On the flip-flopping phenomenon of two side-by-side circular cylinders at a high subcritical Reynolds number of 1.4 x 105

To investigate the flow characteristics of the biased gap flow and the flip-flopping phenomenon at high Reynolds numbers, large-eddy simulation is adopted to simulate the crossflow around two side-by-side circular cylinders at Re = 1.4 x 10(5). The center-to-center pitch ratio P/D varies from 1.1 to 4. Three flow patterns, i.e., single bluff body regime, biased gap flow regime, and coupled vortex regime, have been successfully simulated. A tri-stable flow pattern is found at P/D = 1.1; namely, a single bluff body regime and a biased gap flow regime deflected to the upper or lower cylinder occur spontaneously and intermittently.
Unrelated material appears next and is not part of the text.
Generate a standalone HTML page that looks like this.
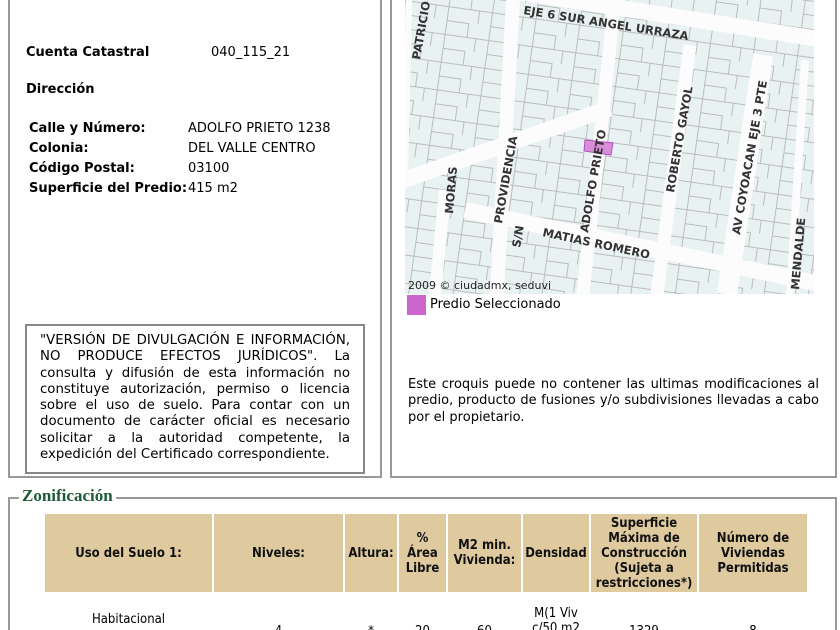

In contrast to the results obtained at low Reynolds numbers, two distinct biased gap flow structures are observed at P/D = 1.2 and 1.5, respectively. For P/D = 1.2, the gap-side shear layer separated from the narrow wake cylinder further reattaches to the cylinder; namely, a series of separation bubbles would develop along the gap-side surface of the cylinder. These unsteady separation bubbles induce the inward-directed lift force on the cylinder. For P/D = 1.5, the gap-side shear layer separates directly without further reattachment, and both cylinders experience outward lift forces. It is revealed that the flip-flopping of the biased gap flow is associated with the interaction of the gap vortices and the vortex shed from the outer-side shear layer of the wide wake cylinder. Furthermore, the flip-flopping phenomenon arises initially at one particular cross section of the cylinder, rather than occurring simultaneously along the spanwise direction of the cylinder.